Tyger Tyger, burning bright,

In the forests of the night;

What immortal hand or eye,

Could frame thy fearful symmetry?

                    --William Blake


Get out your night goggles and your flashlights! The New Mexico Museum of Art is hosting two new exhibits Wait Until Dark and Shots in the Dark, as well as an interactive activity center Night Life Imagination Station from November 17, 2018 to April 21, 2019.

The music of the night has continued to inspire painters, photographers, poets, composers, and scientists. Look-Read- Listen-Learn. 


Let not the dark thee cumber.

What though the moon does slumber?

The stars of the night

Will lend thee their light,

 Like tapers clear without number.

--Robert Herrick



What do we call animals that are active at night?

Do all nighttime animals see equally well in the dark?

What are some scary stories that are told in the dark?

What is the difference between astronomy and astrology?

What is a star?

How does a star twinkle?

What is a constellation?

You will learn the answers to all of these questions and more while experiencing the fun of solving word searches, playing with puppets, acting, coloring, drawing, and writing. You will find information links about the wonders of the night sky in New Mexico provided by the International Dark Sky Association. Did you know that there are actual International Dark Sky Parks and an International Dark Sky Sanctuary?

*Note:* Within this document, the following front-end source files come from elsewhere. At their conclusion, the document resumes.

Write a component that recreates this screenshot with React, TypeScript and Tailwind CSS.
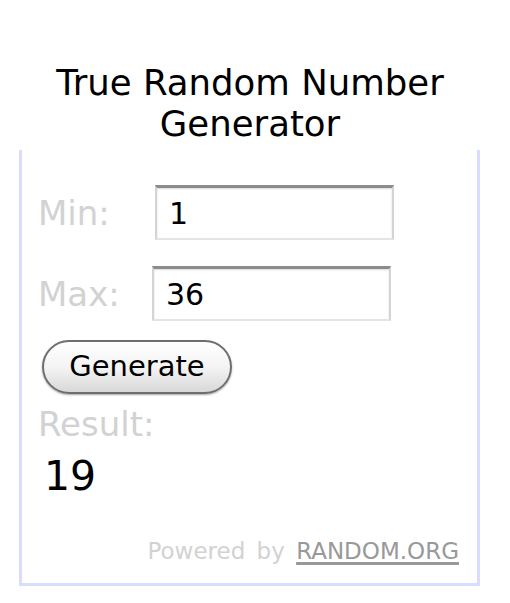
import React from 'react'

const font = { fontFamily: '"DejaVu Sans", Verdana, sans-serif' }

function Field({ label, value, labelWidth }: { label: string; value: string; labelWidth: string }) {
  return (
    <div className="flex items-center">
      <span className={`${labelWidth} text-[34px] leading-none text-[#d2d2d2]`}>{label}</span>
      <div className="flex h-[55px] w-[239px] items-center border-t-[3px] border-r-2 border-b-2 border-l-2 border-t-[#8c8c8c] border-r-[#d4d4d4] border-b-[#e4e4e4] border-l-[#d4d4d4] bg-white pl-[12px] text-[30px] text-black shadow-[inset_0_1px_2px_rgba(0,0,0,0.15)]">
        {value}
      </div>
    </div>
  )
}

export default function App() {
  return (
    <div className="h-[603px] w-[510px] bg-white" style={font}>
      <h1 className="w-[500px] pt-[62px] text-center text-[35.5px] leading-[41px] text-black">
        True Random Number
        <br />
        Generator
      </h1>

      <div className="ml-[19px] mt-[6px] flex h-[436px] w-[461px] flex-col border-x-[3px] border-b-[3px] border-[#dadcff] pl-[16px]">
        <div className="mt-[35px]">
          <Field label="Min:" value="1" labelWidth="w-[117px]" />
        </div>
        <div className="mt-[26px]">
          <Field label="Max:" value="36" labelWidth="w-[114px]" />
        </div>

        <button className="ml-[4px] mt-[19px] flex h-[54px] w-[190px] items-center justify-center rounded-full border-2 border-[#6e6e6e] bg-gradient-to-b from-white via-[#f4f4f4] to-[#d8d8d8] text-[29px] text-black shadow-[0_1px_2px_rgba(0,0,0,0.35)]">
          Generate
        </button>

        <div className="mt-[10px] text-[34px] leading-[40px] text-[#d2d2d2]">Result:</div>
        <div className="mt-[8px] pl-[6px] text-[41px] leading-[48px] text-black">19</div>

        <div className="mt-auto mb-[20px] mr-[18px] self-end text-[23px] leading-none text-[#d2d2d2] [word-spacing:4px]">
          Powered by{' '}
          <a href="#" className="text-[#999] underline decoration-[3px] decoration-[#999] underline-offset-[3px]">
            RANDOM.ORG
          </a>
        </div>
      </div>
    </div>
  )
}
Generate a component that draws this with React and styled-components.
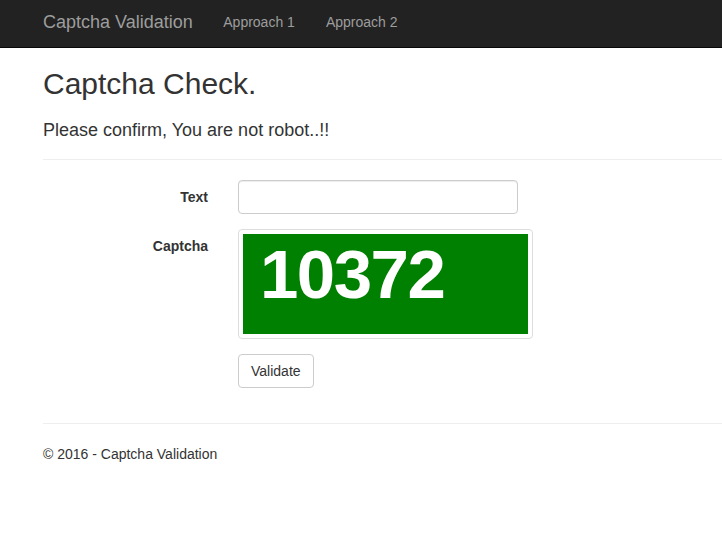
import React from "react";
import styled, { createGlobalStyle } from "styled-components";

const Global = createGlobalStyle`
  html, body { margin: 0; padding: 0; background: #fff; }
  body {
    font-family: "Liberation Sans", Arial, Helvetica, sans-serif;
    font-size: 14px;
    line-height: 20px;
    color: #333;
    overflow: hidden;
  }
  * { box-sizing: border-box; }
`;

const Navbar = styled.nav`
  display: flex;
  align-items: center;
  height: 48px;
  background: #222;
  border-bottom: 1px solid #080808;
  padding: 0 0 4px 28px;
`;

const Brand = styled.a`
  padding: 0 15px;
  font-size: 18px;
  line-height: 20px;
  color: #9d9d9d;
  text-decoration: none;
`;

const NavLink = styled.a`
  padding: 0 15.5px;
  font-size: 14px;
  line-height: 20px;
  color: #9d9d9d;
  text-decoration: none;
`;

const Main = styled.main`
  padding-left: 43px;
`;

const Title = styled.h2`
  margin: 19px 0 0;
  font-size: 30px;
  font-weight: 500;
  line-height: 33px;
`;

const Subtitle = styled.h4`
  margin: 20px 0 0;
  font-size: 18px;
  font-weight: 500;
  line-height: 20px;
`;

const Divider = styled.hr`
  margin: ${(p) => p.$top}px 0 20px;
  border: 0;
  border-top: 1px solid #eee;
  height: 0;
`;

const FormRow = styled.div`
  display: grid;
  grid-template-columns: 165px 1fr;
  column-gap: 30px;
  margin-bottom: 15px;
`;

const Label = styled.label`
  text-align: right;
  font-weight: 700;
  padding-top: 7px;
  line-height: 20px;
`;

const Input = styled.input`
  width: 280px;
  height: 34px;
  padding: 6px 12px;
  border: 1px solid #ccc;
  border-radius: 4px;
  box-shadow: inset 0 1px 1px rgba(0, 0, 0, 0.075);
  font: inherit;
  color: #555;
`;

const Thumbnail = styled.div`
  width: fit-content;
  padding: 4px;
  border: 1px solid #ddd;
  border-radius: 4px;
  background: #fff;
`;

const CaptchaImage = styled.div`
  width: 285px;
  height: 100px;
  background: #008000;
  color: #fff;
  font-weight: 700;
  font-size: 69px;
  line-height: 69px;
  letter-spacing: -1.5px;
  padding: 6px 0 0 17px;
`;

const Button = styled.button`
  grid-column: 2;
  justify-self: start;
  height: 34px;
  padding: 6px 12px;
  border: 1px solid #ccc;
  border-radius: 4px;
  background: #fff;
  color: #333;
  font: inherit;
  line-height: 20px;
`;

const Footer = styled.footer`
  margin: 0;
`;

const FooterText = styled.p`
  margin: 0;
  line-height: 20px;
`;

export default function App() {
  return (
    <>
      <Global />
      <Navbar>
        <Brand href="#">Captcha Validation</Brand>
        <NavLink href="#">Approach 1</NavLink>
        <NavLink href="#">Approach 2</NavLink>
      </Navbar>
      <Main>
        <Title>Captcha Check.</Title>
        <Subtitle>Please confirm, You are not robot..!!</Subtitle>
        <Divider $top={19} />
        <form onSubmit={(e) => e.preventDefault()}>
          <FormRow>
            <Label htmlFor="txt">Text</Label>
            <div>
              <Input id="txt" type="text" />
            </div>
          </FormRow>
          <FormRow>
            <Label>Captcha</Label>
            <Thumbnail>
              <CaptchaImage>10372</CaptchaImage>
            </Thumbnail>
          </FormRow>
          <FormRow>
            <Button type="submit">Validate</Button>
          </FormRow>
        </form>
        <Divider $top={35} />
        <Footer>
          <FooterText>© 2016 - Captcha Validation</FooterText>
        </Footer>
      </Main>
    </>
  );
}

Look at the stars! look, look

up at the skies!

O look at all the fire-folk

sitting in the air.

---Gerard Manley Hopkins

You can examine beautiful and mysterious images of such iconic nocturnal animals as owls, bats, moths. You can even see the infamous nocturnal plant Datura, which is a member of the deadly nightshade family and only blooms at night. Pay attention Agatha Christie fans, since this poisonous plant is also called the devil’s trumpet and locoweed.

Kate Krasin's Datura

Kate Krasin, Datura, 1990, silkscreen, 17 7/16 x 12 5/8 in. Collection of the New Mexico Museum of Art. Gift of Kate Krasin, the artist, 2012 (2012.31.95) Photo by Blair Clark © Estate of Kate Krasin

Night is the time for dreams and nightmares. Night is the time for joyous gatherings and also the time for lonely vigils. The artists of the night in these exhibits shadow and highlight all these experiences. Creatures like werewolves and vampires emerge at night. Ghosts and banshees haunt at night. These themes have inspired artists of words, music, and pictures for countless years. Just read  Shakespeare’s Romeo and Juliet; listen to Beethoven’s The Moonlight Sonata; look at Ansel Adams’ Moonrise, Hernandez, New Mexico.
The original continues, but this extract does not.